Editors: The issue was “journalistically driven.”


Vanessa Voltolina By Vanessa Voltolina
09/30/2009 -13:34 PM






Do athletes need to be nude these days in order to sell sports magazines on the newsstand?

ESPN The Magazine’s first “Body Issue” will hit newsstands on October 9, featuring more than 30 male and female athletes posing nude or semi-nude. Already, it’s raised some eyebrows—enough, in fact, that the magazine decided to host a media conference call this afternoon.

On hand during the call were editor-in-chief Gary Belsky, editorial director and general manger Gary Hoenig, executive editor Sue Hovey, as well as USA Softball’s Jessica Mendoza, one of the issue’s athlete-models. The editors said the issue was meant as a “photographic and journalistically-driven” exploration of the athletic form. (This issue's six covers, featuring a different athlete on each, will be kept under wraps until next week, the company said.)

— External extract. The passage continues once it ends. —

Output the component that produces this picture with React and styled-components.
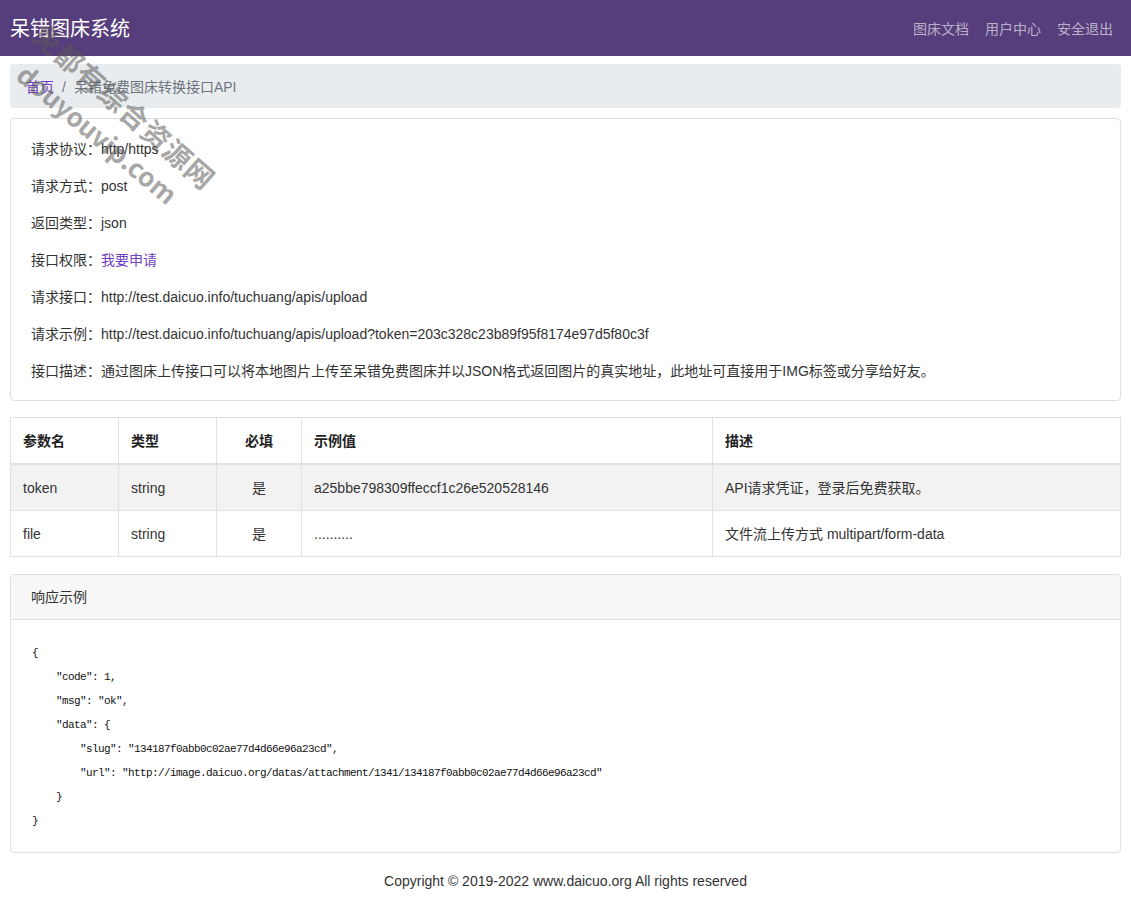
import React from 'react'
import styled, { createGlobalStyle } from 'styled-components'

const GlobalStyle = createGlobalStyle`
  * { box-sizing: border-box; }
  body {
    margin: 0;
    background: #fff;
    color: #333;
    font-family: "Liberation Sans", "Noto Sans CJK SC", sans-serif;
    font-size: 14px;
    line-height: 1.5;
  }
`

const Page = styled.div`
  position: relative;
  min-height: 907px;
  overflow: hidden;
`

const Navbar = styled.header`
  height: 56px;
  background: #563d7c;
  display: flex;
  align-items: center;
  justify-content: space-between;
  padding: 0 10px;
`

const Brand = styled.a`
  color: #fff;
  font-size: 20px;
  font-family: "Noto Sans CJK SC", sans-serif;
  text-decoration: none;
`

const NavLinks = styled.nav`
  display: flex;
`

const NavLink = styled.a`
  color: rgba(255, 255, 255, 0.6);
  font-size: 14px;
  padding: 0 8px;
  text-decoration: none;
  font-family: "Noto Sans CJK SC", sans-serif;
`

const Main = styled.main`
  padding: 8px 10px 0;
  display: flex;
  flex-direction: column;
`

const Breadcrumb = styled.ol`
  list-style: none;
  margin: 0 0 10px;
  padding: 13px 16px 10px;
  background: #e9ecef;
  border-radius: 4px;
  display: flex;
  color: #6c757d;
`

const Crumb = styled.li`
  & + &::before {
    content: '/';
    padding: 0 8px;
    color: #6c757d;
  }
  a {
    color: #6f42c1;
    text-decoration: none;
  }
`

const Card = styled.section`
  border: 1px solid #dfdfdf;
  border-radius: 4px;
  margin-bottom: ${p => p.$mb || 0}px;
  overflow: hidden;
`

const CardBody = styled.div`
  padding: 20px 20px 18px;
  display: flex;
  flex-direction: column;
  gap: 16px;
`

const InfoRow = styled.div`
  line-height: 21px;
  color: #333;
  a {
    color: #6f42c1;
    text-decoration: none;
  }
`

const Table = styled.table`
  width: 100%;
  border-collapse: collapse;
  margin-bottom: 17px;
  border: 1px solid #dee2e6;
  th, td {
    border: 1px solid #dee2e6;
    padding: 13px 12px 11px;
    text-align: left;
    line-height: 21px;
  }
  th {
    font-weight: bold;
    border-bottom-width: 2px;
    color: #222;
  }
`

const Row = styled.tr`
  background: ${p => (p.$striped ? '#f2f2f2' : '#fff')};
`

const Cell = styled.td`
  text-align: ${p => (p.$center ? 'center' : 'left')} !important;
`

const HeadCell = styled.th`
  text-align: ${p => (p.$center ? 'center' : 'left')} !important;
`

const CardHeader = styled.div`
  background: #f7f7f7;
  border-bottom: 1px solid #dfdfdf;
  padding: 12px 20px 11px;
  line-height: 21px;
`

const Code = styled.pre`
  margin: 0;
  padding: 21px 21px 19px;
  font-family: "Liberation Mono", "DejaVu Sans Mono", monospace;
  font-size: 11px;
  letter-spacing: -0.6px;
  line-height: 24px;
  color: #111;
`

const Footer = styled.footer`
  text-align: center;
  padding: 18px 0 0;
  line-height: 21px;
  color: #333;
`

const Watermark = styled.div`
  position: absolute;
  left: ${p => p.$x}px;
  top: ${p => p.$y}px;
  transform: rotate(${p => p.$deg}deg);
  transform-origin: left center;
  font-size: ${p => p.$size}px;
  font-weight: bold;
  color: rgba(90, 90, 90, 0.55);
  white-space: nowrap;
  pointer-events: none;
  letter-spacing: ${p => p.$ls || 0}px;
  font-family: "Noto Sans CJK SC", sans-serif;
`

const params = [
  { name: 'token', type: 'string', required: '是', sample: 'a25bbe798309ffeccf1c26e520528146', desc: 'API请求凭证，登录后免费获取。' },
  { name: 'file', type: 'string', required: '是', sample: '..........', desc: '文件流上传方式 multipart/form-data' }
]

const code = `{
    "code": 1,
    "msg": "ok",
    "data": {
        "slug": "134187f0abb0c02ae77d4d66e96a23cd",
        "url": "http://image.daicuo.org/datas/attachment/1341/134187f0abb0c02ae77d4d66e96a23cd"
    }
}`

const App = () => (
  <Page>
    <GlobalStyle />
    <Navbar>
      <Brand href='#'>呆错图床系统</Brand>
      <NavLinks>
        <NavLink href='#'>图床文档</NavLink>
        <NavLink href='#'>用户中心</NavLink>
        <NavLink href='#'>安全退出</NavLink>
      </NavLinks>
    </Navbar>
    <Main>
      <Breadcrumb>
        <Crumb><a href='#'>首页</a></Crumb>
        <Crumb>呆错免费图床转换接口API</Crumb>
      </Breadcrumb>
      <Card $mb={16}>
        <CardBody>
          <InfoRow>请求协议：http/https</InfoRow>
          <InfoRow>请求方式：post</InfoRow>
          <InfoRow>返回类型：json</InfoRow>
          <InfoRow>接口权限：<a href='#'>我要申请</a></InfoRow>
          <InfoRow>请求接口：http://test.daicuo.info/tuchuang/apis/upload</InfoRow>
          <InfoRow>请求示例：http://test.daicuo.info/tuchuang/apis/upload?token=203c328c23b89f95f8174e97d5f80c3f</InfoRow>
          <InfoRow>接口描述：通过图床上传接口可以将本地图片上传至呆错免费图床并以JSON格式返回图片的真实地址，此地址可直接用于IMG标签或分享给好友。</InfoRow>
        </CardBody>
      </Card>
      <Table>
        <colgroup>
          <col style={{ width: 108 }} />
          <col style={{ width: 98 }} />
          <col style={{ width: 85 }} />
          <col style={{ width: 411 }} />
          <col />
        </colgroup>
        <thead>
          <tr>
            <HeadCell>参数名</HeadCell>
            <HeadCell>类型</HeadCell>
            <HeadCell $center>必填</HeadCell>
            <HeadCell>示例值</HeadCell>
            <HeadCell>描述</HeadCell>
          </tr>
        </thead>
        <tbody>
          {params.map((p, i) => (
            <Row key={p.name} $striped={i % 2 === 0}>
              <Cell>{p.name}</Cell>
              <Cell>{p.type}</Cell>
              <Cell $center>{p.required}</Cell>
              <Cell>{p.sample}</Cell>
              <Cell>{p.desc}</Cell>
            </Row>
          ))}
        </tbody>
      </Table>
      <Card>
        <CardHeader>响应示例</CardHeader>
        <Code>{code}</Code>
      </Card>
    </Main>
    <Footer>Copyright © 2019-2022 www.daicuo.org All rights reserved</Footer>
    <Watermark $x={38} $y={8} $deg={41.5} $size={28} $ls={1}>免都有综合资源网</Watermark>
    <Watermark $x={22} $y={50} $deg={40} $size={26}>douyouvip.com</Watermark>
  </Page>
)

export default App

Content, they said, will include an essay about how athletes use sex and physicality to sell themselves, an article focused on the creation of realistic video game avatars (with vendor EA and athlete Kobe Bryant) and a story based on the staff's participation in an ACL repair surgery. And, of course, plenty of male and female athletes baring it all.

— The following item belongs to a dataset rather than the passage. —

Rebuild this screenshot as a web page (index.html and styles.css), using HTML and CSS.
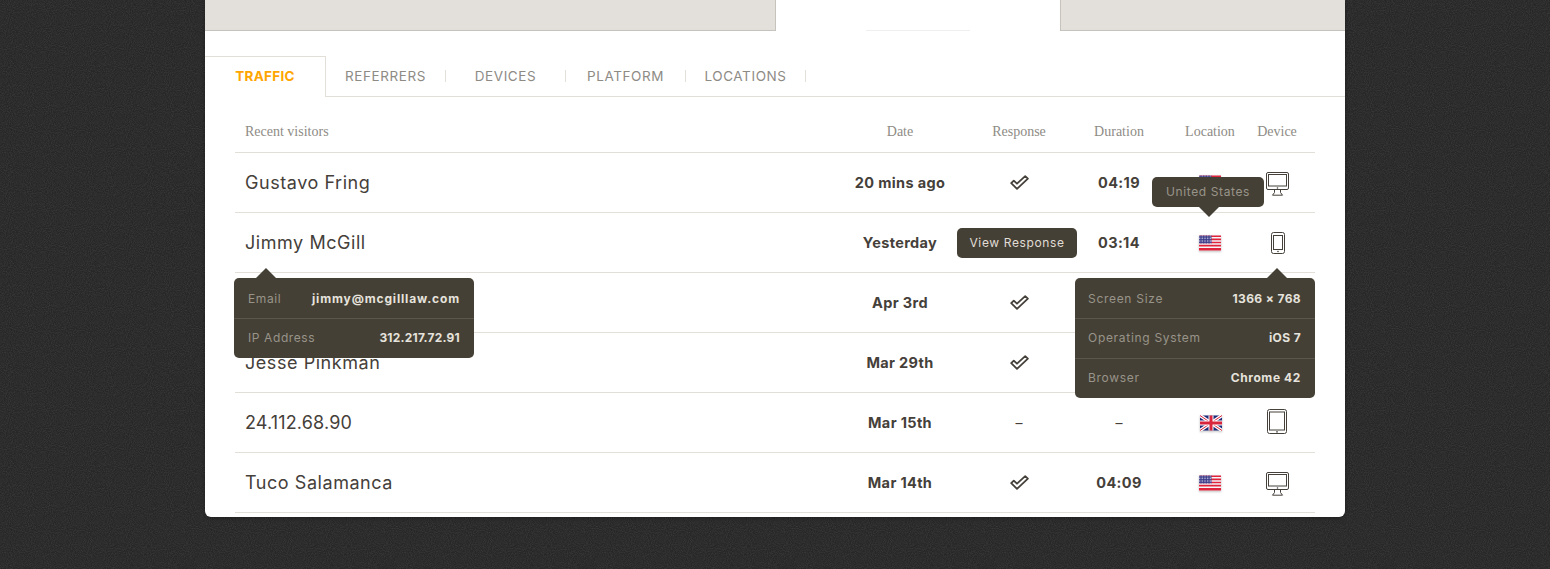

Journalistically-driven? Maybe. But, sex sells, and ESPN The Magazine needs all the help it can get. Through the first half, newsstand sales plummeted 20.4 percent, according to ABC’s FAS-FAX report.

Featuring a small army of nude or partially nude athletes on its pages is tricky ground for a magazine owned by family-friendly Walt Disney Co. Competing sports title Sports Illustrated has received its fair share of flack over the years, sometimes even including protests from staffers within its publisher, Time Inc., comparing the steamy annual issue to porn.

So, is it kosher for ESPN The Magazine to have an issue with athletes like Serena Williams and Steph Davis showing skin (“It was totally up to them,” Belsky said during the call) under the same parent company as FamilyFun?

“Disney is great,” said Belsky. “They expect us to uphold the standards of ESPN, and aren’t really involved at this level.” Upholding these “standards” falls on the higher-ups at ESPN, he said. And in case you thought that the “Body Issue” was beginning to sound like a more extensive, glorified version of SI’s much anticipated annual, one of the Body Issue models, NASCAR driver Carl Edwards, told USA Today that if it takes off with readers, it could become an athletic version of the SI Swimsuit Issue.

When I asked Belsky about this comparison, he didn’t directly confirm or deny it, but said that the creation of this issue was “driven by a longstanding interest” from ESPN The Magazine and “something that we think we can come back to year after year.”

One thing that definitely won’t be the same as SI: “Even though this issue will be provocative and sometimes sexy, it’s still journalism, so we’re not looking to create ancillary products like a calendar,” he said.





Vanessa Voltolina By Vanessa Voltolina --

Post Comment / Discuss This Blog - Info/Rules

Disney-owned ESPN
Submitted by Rex Hammock on Wed, 09/30/2009 - 17:06.

Walt Disney Coporation has owned Miramax since 1992 (i.e., in their library are such family-friendly fare as Scandal; sex, lies, and videotape; Tie Me Up! Tie Me Down! and The Crying Game). The notion that the Walt Disney Company only produces family-friendly fare is, therefore, a bit dated and misinformed. So your long tail desire for a controversial hook to this story seems a bit anachronistic. Also, for the record, Hearst owns 20% of ESPN. Maybe you should have asked if such a "magazine" deserves the Good Housekeeping Seal of Approval.